A number of these criticisms have been supported by the private banks who have signed the Equator Principles on environmentally and socially responsible investment. Industry associations have also called for the imposition of penalties for failure to comply with an action plan, and for more incentives and regulation to encourage businesses to invest in sustainable development and clean energy projects.

The revised drafts will be sent to CODE in early July. Final board approval is expected in October.
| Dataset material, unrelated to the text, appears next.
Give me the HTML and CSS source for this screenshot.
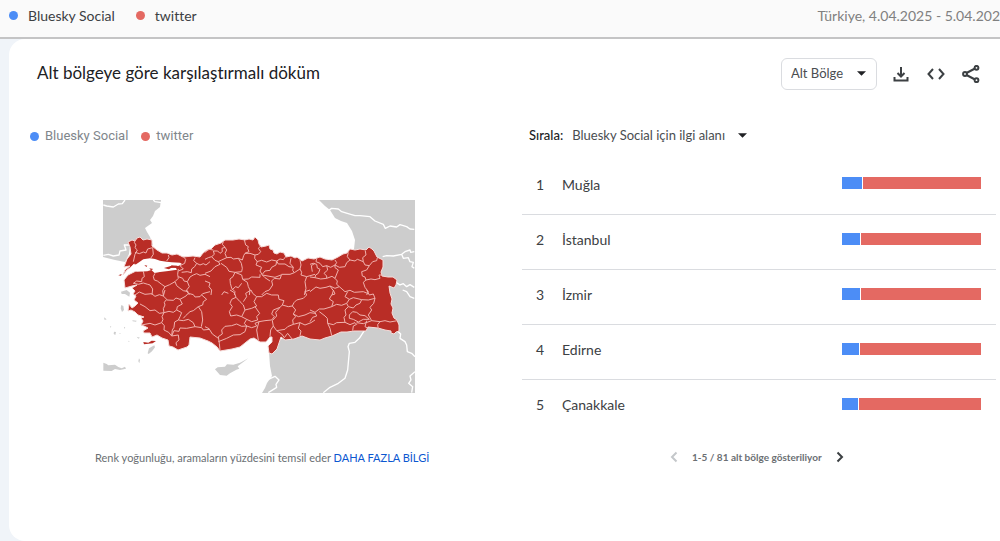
FILE: index.html
```html
<!DOCTYPE html>
<html lang="tr">
<head>
<meta charset="utf-8">
<title>Alt bölgeye göre karşılaştırmalı döküm</title>
<meta name="viewport" content="width=device-width, initial-scale=1">
<link rel="stylesheet" href="styles.css">
</head>
<body>
<header class="topbar">
  <ul class="terms">
    <li class="term"><span class="dot blue"></span>Bluesky Social</li>
    <li class="term"><span class="dot red"></span>twitter</li>
  </ul>
  <div class="period">Türkiye, 4.04.2025 - 5.04.202</div>
</header>
<main class="card">
  <div class="card-head">
    <h1 class="title">Alt bölgeye göre karşılaştırmalı döküm</h1>
    <div class="drop boxed">
      <select class="drop-select" aria-label="Çözünürlük"><option>Alt Bölge</option></select>
      <svg class="caret" viewBox="0 0 10 5" aria-hidden="true"><path d="M0 0h10L5 5z"/></svg>
    </div>
    <div class="tools">
      <button class="tool" type="button" aria-label="İndir"><svg viewBox="0 0 18 18"><path d="M9 2v9M5.500 8L9 11.500L12.500 8M2.500 12v3.500h13V12"/></svg></button>
      <button class="tool" type="button" aria-label="Yerleştir"><svg viewBox="0 0 18 18"><path d="M6 4L1.500 9L6 14M12 4l4.500 5L12 14"/></svg></button>
      <button class="tool" type="button" aria-label="Paylaş"><svg viewBox="0 0 18 18"><g class="thin"><path d="M4.500 8L13 3.500M4.500 10L13 14.500"/><circle cx="3" cy="9" r="1.900"/><circle cx="14.500" cy="2.800" r="1.900"/><circle cx="14.500" cy="15.200" r="1.900"/></g></svg></button>
    </div>
  </div>
  <div class="panels">
    <section class="map-panel">
      <ul class="legend">
        <li class="legend-item"><span class="dot blue"></span>Bluesky Social</li>
        <li class="legend-item"><span class="dot red"></span>twitter</li>
      </ul>
      <svg class="map" viewBox="103 200 312 193" role="img" aria-label="Türkiye haritası">
        <g class="land">
          <path d="M103 200H161L160 207L155 211L153 216L150 220L152 223L145 228L147 232L150 237L153 245L130 245L129 254L125 262L115 260L103 257Z"/>
          <path d="M319 200L325 206L330 210L335 218L341 221L347 223L352 231L355 240L354 249L350 290L300 330L269 345L269 352L270 366L272 376L267 383L265 388L262 393H415V200Z"/>
          <g transform="translate(205 290) scale(.3333)"><path d="M30 238L38 232L60 230L66 223L85 224L105 218L130 205L98 229L103 236L94 239L75 250L65 257L45 255Z"/></g>
          <g transform="translate(100 290) scale(.3333)"><path d="M10 218L20 222L25 226L45 224L55 231L65 235L75 230L78 236L60 240L45 237L35 243L10 242ZM143 190L147 175L163 166L165 172L156 184L146 192ZM63 5L80 0L90 8L88 20L75 12L65 12ZM64 45L70 48L72 60L66 66L62 55ZM97 91L110 92L108 95L98 94ZM42 125L48 126L46 135L41 132ZM12 82L20 88L14 90ZM117 205L120 210L118 220L115 214ZM72 110L76 113L72 116ZM58 129L62 130L60 133ZM30 108L34 110L31 113ZM110 140L120 143L115 146ZM85 152L89 154L86 156Z"/></g>
        </g>
        <g class="frontier">
          <g transform="translate(100 195) scale(.3333)"><path d="M10 30L20 33L40 36L55 27L67 26L75 15M160 15L165 20L184 23M10 181L25 178L40 183L57 180L60 168L78 165L73 150L88 150"/></g>
          <g transform="translate(310 195) scale(.3333)"><path d="M55 47L65 40L85 42L95 50L112 55L135 62L150 62L180 65L195 78L220 88L226 100L240 93L260 96L270 89L290 95L300 102L313 103M218 185L230 182L250 183L275 178L285 170L300 165L302 172L313 170M275 178L280 190L295 188L300 200L310 202L306 215L313 220M258 262L270 270L280 266L290 275L300 269L313 277"/></g>
          <g transform="translate(310 290) scale(.3333)"><path d="M163 122L148 145L135 157L118 160L114 170L118 185L113 240L105 265L85 280L60 292L40 308M262 122L272 132L270 145L285 155L290 165L292 185L305 190L315 200M278 0L290 5L300 20L313 25M315 245L300 258L303 270L296 280L308 290L305 308"/></g>
          <g transform="translate(205 290) scale(.3333)"><path d="M190 268L210 259L222 270L213 283L215 292L190 308"/></g>
        </g>
        <path class="country" d="M128 242L132 240L135 241L137 238L140 237L143 240L147 239L152 240L152 246L157 250L162 253L167 253L172 255L177 254L183 257L193 256L200 257L203 253L207 250L211 249L215 245L221 243L225 240L233 240L239 239L245 240L249 239L253 240L255 237L258 240L259 244L261 247L266 246L269 245L270 249L273 250L274 253L277 254L280 252L284 253L286 257L291 256L295 258L297 257L302 261L308 258L314 259L320 257L325 259L332 260L338 257L343 254L347 253L350 249L355 250L360 249L366 250L369 247L372 249L374 251L377 257L383 260L383 267L381 272L382 276L388 277L393 277L397 280L396 285L394 288L389 286L390 293L392 299L391 304L393 308L392 313L394 318L397 320L399 325L399 331L396 332L394 334L391 333L391 331L385 330L378 328L368 327L366 331L360 331L354 331L347 332L341 332L332 336L325 338L320 340L310 339L302 336L294 339L285 340L281 337L279 343L277 349L272 354L269 353L268 346L272 342L272 337L270 337L266 342L260 342L254 338L250 339L245 343L240 347L232 349L220 351L217 347L212 343L208 341L200 338L190 337L189 345L187 347L178 350L173 347L169 346L168 340L162 338L157 335L152 337L150 333L144 333L143 331L148 328L144 326L141 325L143 321L141 318L144 317L138 315L135 312L131 310L128 311L129 304L132 308L135 306L138 303L134 300L136 296L133 294L135 291L132 288L137 285L132 286L125 288L124 280L128 275L132 273L138 270L144 271L146 267L140 268L134 264L131 267L127 270L123 275L125 270L130 266L124 267L127 259L131 254L130 247Z"/>
        <g class="sea" transform="translate(100 195) scale(.3333)"><path d="M95 217L115 203L130 193L150 190L165 192L180 197L200 200L215 202L240 203L246 207L235 213L215 211L208 217L228 219L231 224L205 228L180 231L164 234L154 225L142 229L110 230Z"/></g>
        <g class="isle" transform="translate(100 195) scale(.3333)"><path d="M55 241L65 237L63 242ZM133 210L142 212L139 216ZM148 220L160 222L153 226ZM192 219L210 214L230 212L233 217L213 219L207 223Z"/></g>
        <g class="isle" transform="translate(100 290) scale(.3333)"><path d="M130 156L145 158L155 152L168 153L158 160L132 163Z"/></g>
        <g class="province">
          <g transform="translate(100 195) scale(.3333)"><path d="M108 132L103 142L108 150L105 158L112 165L105 178L100 200M105 172L118 176L130 171L138 174L143 162L158 158L160 178L152 190M205 180L207 188L200 198M250 185L257 193L254 205L240 212L250 222L235 228M285 188L281 197L290 205L284 215L275 222L274 233L262 230L245 232M290 205L300 210L310 206L318 210L330 200M130 228L133 245L126 250L125 260L110 258L100 265L115 268L130 264L143 268L150 270L158 282L156 300M165 235L160 245L163 255L172 258L185 268L195 275L209 269L225 260L235 250L233 238L235 222M195 275L188 287L190 300M235 245L248 250L252 258L262 260L268 275L260 285L268 300M262 260L270 246L280 240L290 236L300 241L315 238L330 245M225 260L230 272L240 280L250 287L265 290"/></g>
          <g transform="translate(205 195) scale(.3333)"><path d="M0 193L10 188L20 185L28 178L25 168L38 168L45 175L52 170L51 160L60 157L52 148L55 140M25 165L12 163L0 172M20 185L30 196L40 200L50 195L65 188L60 175L65 165L60 157M40 200L45 208L30 215L18 228L0 235M48 205L65 217L72 229L90 232L110 230L112 220L109 205L100 190L85 192L78 187L65 188M90 232L84 245L75 252L76 265L80 280L90 290L88 300M100 190L112 195L116 182L120 175L132 170L128 160L130 155L122 150L118 135M120 175L135 175L150 180L160 178L167 170L160 160L168 152M150 180L149 190L157 200L153 210L170 217L165 228L172 240L210 247L228 240M155 200L170 196L185 201L200 195L215 198L225 192L235 194L242 185M215 198L213 210L200 217L195 226L180 228L172 238M215 198L220 207L240 207L252 215L265 217L263 226L268 233L255 238L230 238L225 252L208 250L200 258L203 270L193 285L180 290L170 300M90 232L110 240L113 253L130 252L140 246L165 247L165 238M113 253L127 262L130 275L135 285L133 300M80 285L92 275L100 278L110 265M265 217L255 205L258 190M268 233L285 222L290 232L288 240L305 245L330 238M305 245L300 260L303 280L298 300M285 195L288 210L285 222M330 205L319 212L322 230M195 258L180 248L172 240M0 258L15 264L12 275L20 285L18 300M50 300L57 290L70 295"/></g>
          <g transform="translate(310 195) scale(.3333)"><path d="M0 208L10 205L20 208L22 219L30 223L25 235L17 240L15 248L0 246M20 190L18 200L30 205L38 215L50 212L62 217L75 210L80 203L75 195M50 212L53 225L42 235L50 243L50 250L66 244L75 250L85 225L75 218L75 210M75 210L88 217L105 215L110 203L120 195L112 185L115 172M120 195L135 198L142 193L160 200L158 188L168 180L166 168M160 200L165 210L178 212L188 200L200 197L202 188M178 212L170 225L155 230L157 243L165 246L168 255L183 252L195 254L210 250L207 240L218 240M75 250L82 258L80 268L88 275L75 280L60 273L48 277L30 280L18 276L0 290M168 255L160 262L165 277L175 290L170 300M88 275L105 290L120 286L133 292L160 290L172 295M50 250L32 252L15 248M60 273L70 287L66 300"/></g>
          <g transform="translate(100 290) scale(.3333)"><path d="M105 15L118 6L135 13L155 11L165 19L178 14L190 18L195 0M190 18L200 28L193 37L195 45L190 56L192 68L178 70L165 60L150 62L135 50L120 42M200 30L220 31L228 24L240 28L258 18L265 10L258 0M265 10L280 14L285 21L300 20L308 11L330 5M240 28L247 42L232 50L230 60L245 68L240 80L235 90L224 96L222 112L217 120L215 138M192 68L207 64L220 67L230 60M192 68L186 80L189 88L185 98L165 105L150 100L125 105M185 98L193 107L192 120L206 127L215 138L235 135L237 150L228 158L230 167M235 90L250 92L265 88L280 98L285 110L305 113L310 120L330 118M250 85L257 77L270 65L280 62L295 50L305 65L308 90L304 110M295 50L308 45L310 35L320 28L305 15M215 138L222 122L237 124L240 114L260 115L285 110"/></g>
          <g transform="translate(205 290) scale(.3333)"><path d="M75 0L88 8L93 22L80 28L75 40L82 50L73 65L77 78L95 75L110 80L120 60L115 45L105 35L93 22M115 35L125 20L122 10L138 0L143 10L155 20L147 35L155 48L140 55L120 60M110 80L125 88L118 100L125 108L110 109L95 102L80 107L60 109L50 120L52 132L40 140L43 160L45 180M40 155L65 145L85 135L105 134L120 125L125 108M125 88L140 95L158 90L155 80L164 70L150 50M155 108L150 100L162 95L155 120L160 150M125 108L140 113L155 108M155 20L170 20L185 10L200 15L220 15L222 28L237 32L232 45L225 52L205 60L200 72L208 80L200 90L180 92L162 95M232 45L250 50L262 48L267 38L275 30L295 25L305 15L300 5L315 0M225 52L212 67L215 78L202 92L205 108L197 120L195 140M262 48L272 60L265 72L272 80L263 90L265 103L248 110L240 118L215 122L205 108M265 72L280 80L300 75L315 68L330 70M265 103L285 98L300 105L318 98L330 90M285 98L280 115L288 123L285 138M215 122L230 132L238 143L248 130L262 148M0 110L12 116L22 132L40 145"/></g>
          <g transform="translate(310 290) scale(.3333)"><path d="M0 60L15 67L28 57L42 57L65 50L80 43L95 46L110 40L118 28L105 20L113 5M65 50L70 35L58 27L65 15L75 12L70 0M15 67L20 78L8 82L0 95M28 65L45 78L52 85L53 100L60 115L65 137M53 100L70 104L80 98L105 97L102 82L108 75L105 60L115 50L110 40M115 50L130 54L138 45L150 40L155 29L175 30L195 25L190 12L178 15L170 0M118 28L130 23L155 29M195 25L191 40L180 52L185 60L175 75L185 92M118 75L128 65L140 67L150 75L165 77L178 88L160 88L145 96L130 88L118 85L118 75M105 97L120 104L135 98L140 103L130 108L128 122M140 98L160 101L185 92L210 95L225 92L240 96L262 92M210 95L203 104L205 118M170 92L165 110L175 115"/></g>
        </g>
      </svg>
      <p class="note">Renk yoğunluğu, aramaların yüzdesini temsil eder <a class="more" href="#">DAHA FAZLA BİLGİ</a></p>
    </section>
    <section class="list-panel">
      <div class="sort">
        <label class="sort-label" for="sort">Sırala:</label>
        <div class="drop">
          <select class="drop-select" id="sort"><option>Bluesky Social için ilgi alanı</option></select>
          <svg class="caret" viewBox="0 0 10 5" aria-hidden="true"><path d="M0 0h10L5 5z"/></svg>
        </div>
      </div>
      <table class="regions">
        <tbody>
          <tr><td class="rank">1</td><td class="name">Muğla</td><td class="value"><div class="bar"><span class="seg blue" style="width:14.400%"></span><span class="seg red grow"></span></div></td></tr>
          <tr><td class="rank">2</td><td class="name">İstanbul</td><td class="value"><div class="bar"><span class="seg blue" style="width:13%"></span><span class="seg red grow"></span></div></td></tr>
          <tr><td class="rank">3</td><td class="name">İzmir</td><td class="value"><div class="bar"><span class="seg blue" style="width:13%"></span><span class="seg red grow"></span></div></td></tr>
          <tr><td class="rank">4</td><td class="name">Edirne</td><td class="value"><div class="bar"><span class="seg blue" style="width:12%"></span><span class="seg red grow"></span></div></td></tr>
          <tr><td class="rank">5</td><td class="name">Çanakkale</td><td class="value"><div class="bar"><span class="seg blue" style="width:11.500%"></span><span class="seg red grow"></span></div></td></tr>
        </tbody>
      </table>
      <nav class="pager" aria-label="Sayfalar">
        <button class="page" type="button" aria-label="Önceki" disabled><svg viewBox="0 0 8 12"><path d="M6.500 1.500L2 6l4.500 4.500"/></svg></button>
        <span>1-5 / 81 alt bölge gösteriliyor</span>
        <button class="page" type="button" aria-label="Sonraki"><svg viewBox="0 0 8 12"><path d="M1.500 1.500L6 6l-4.500 4.500"/></svg></button>
      </nav>
    </section>
  </div>
</main>
</body>
</html>
```
FILE: styles.css
```css
* { box-sizing: border-box; }
body {
  margin: 0;
  min-height: 100vh;
  display: flex;
  flex-direction: column;
  background: #f0f4f9;
  color: #3c4043;
  font-family: Lato, "Open Sans", sans-serif;
  font-size: 14px;
  font-variant-ligatures: none;
}
ul, h1, p { margin: 0; padding: 0; list-style: none; }
button { border: 0; padding: 0; background: none; color: inherit; }
.topbar {
  height: 39px;
  padding: 0 0 6px 9px;
  display: flex;
  align-items: center;
  justify-content: space-between;
  background: #fafafa;
  border-bottom: 2px solid #c4c4c5;
}
.terms { display: flex; gap: 21px; }
.term { display: flex; align-items: center; gap: 10px; }
.dot { width: 9px; height: 9px; border-radius: 50%; flex: none; }
.blue { background: #4c8df6; }
.red { background: #e46962; }
.period { color: #808080; white-space: nowrap; }
.card {
  flex: 1;
  margin-left: 9px;
  background: #fff;
  border-radius: 16px 0 0 16px;
}
.card-head {
  display: flex;
  align-items: center;
  padding: 19px 20px 0 28px;
  height: 51px;
}
.title { flex: 1; font-size: 17px; line-height: 20px; padding-bottom: 2px; font-weight: 400; color: #202124; }
.drop { display: grid; align-items: center; }
.drop-select {
  grid-area: 1 / 1;
  appearance: none;
  border: 0;
  background: none;
  margin: 0;
  padding: 0 23px 0 0;
  font: inherit;
  color: #4a4d50;
}
.caret {
  grid-area: 1 / 1;
  justify-self: end;
  width: 9px;
  height: 5px;
  pointer-events: none;
  fill: #202124;
}
.boxed {
  width: 96px;
  height: 32px;
  padding: 0 10px 2px 9px;
  border: 1px solid #dadce0;
  border-radius: 6px;
  font-size: 13px;
}
.boxed .drop-select { padding-right: 16px; }
.tools { display: flex; gap: 17px; margin-left: 15px; }
.tool { width: 18px; height: 18px; }
.tool svg, .page svg {
  display: block;
  width: 100%;
  height: 100%;
  fill: none;
  stroke: #3c4043;
  stroke-width: 2;
}
.tool .thin { stroke-width: 2; }
.panels {
  display: grid;
  grid-template-columns: 513fr 478fr;
}
.map-panel { padding: 37px 0 0 21px; }
.legend {
  display: flex;
  gap: 13px;
  color: #80868b;
  font-family: Roboto, sans-serif;
  font-size: 13px;
  line-height: 18px;
}
.legend-item { display: flex; align-items: center; gap: 6px; }
.map {
  display: block;
  width: 312px;
  max-width: 100%;
  margin: 55px 0 0 73px;
}
.land { fill: #cdcdcd; }
.frontier { fill: none; stroke: #fff; stroke-width: 4; stroke-linejoin: round; }
.country { fill: #b92d26; stroke: #f6dcda; stroke-width: 1; stroke-linejoin: round; }
.sea { fill: #fff; }
.isle { fill: #b92d26; }
.province { fill: none; stroke: #f0b2ae; stroke-width: 3; stroke-linejoin: round; }
.note {
  margin-top: 57px;
  padding-left: 65px;
  font-size: 11px;
  line-height: 16px;
  color: #6b6f73;
}
.more { color: #0b57d0; text-decoration: none; }
.list-panel { padding-top: 35px; }
.sort {
  display: flex;
  align-items: center;
  gap: 9px;
  padding-left: 7px;
  height: 20px;
  font-size: 13px;
}
.sort-label { font-weight: 500; color: #202124; }
.sort .drop-select { padding-right: 21px; }
.regions { width: calc(100% - 4px); margin-top: 14px; border-collapse: collapse; }
.regions td { height: 55px; padding: 0 0 4px; border-bottom: 1px solid #dadce0; }
.regions tr:last-child td { border-bottom: 0; }
.rank { width: 40px; }
.regions .rank { padding-left: 14px; }
.regions .value { width: 154px; padding: 0 15px 6px 0; }
.bar { display: flex; gap: 1px; height: 12px; }
.grow { flex: 1; }
.pager {
  display: flex;
  align-items: center;
  gap: 14px;
  margin-top: 15px;
  padding-left: 148px;
  font-size: 10px;
  font-weight: 700;
  color: #6b6f73;
  line-height: 16px;
}
.page { width: 8px; height: 12px; }
.page:disabled svg { stroke: #c4c7ca; }
```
No policy on intermediaries

The IFC have yet to make clear how the revised performance standards will apply to its non-project lending i.e funding that is channelled through financial intermediaries (FI). This is now estimated to comprise approximately 35% of the IFC’s portfolio. A World Resources Institute report examines the limitations of FI lending, such as equity investment in local commercial banks and finance insurance, to monitor the environmental and social impacts of subproject investments. The report emphasises that the IFC’s explicit poverty alleviation and sustainability mandate means that it must be accountable for the environmental and social impacts of all of its financial activities, and must hold FI projects to the same standards as those for traditional lending projects.

An independent review by the CAO noted that “the rapid growth of the proportion of the IFC’s portfolio in FIs has outstripped IFC’s capacity to conceptualise an effective safeguard policy system for FIs”.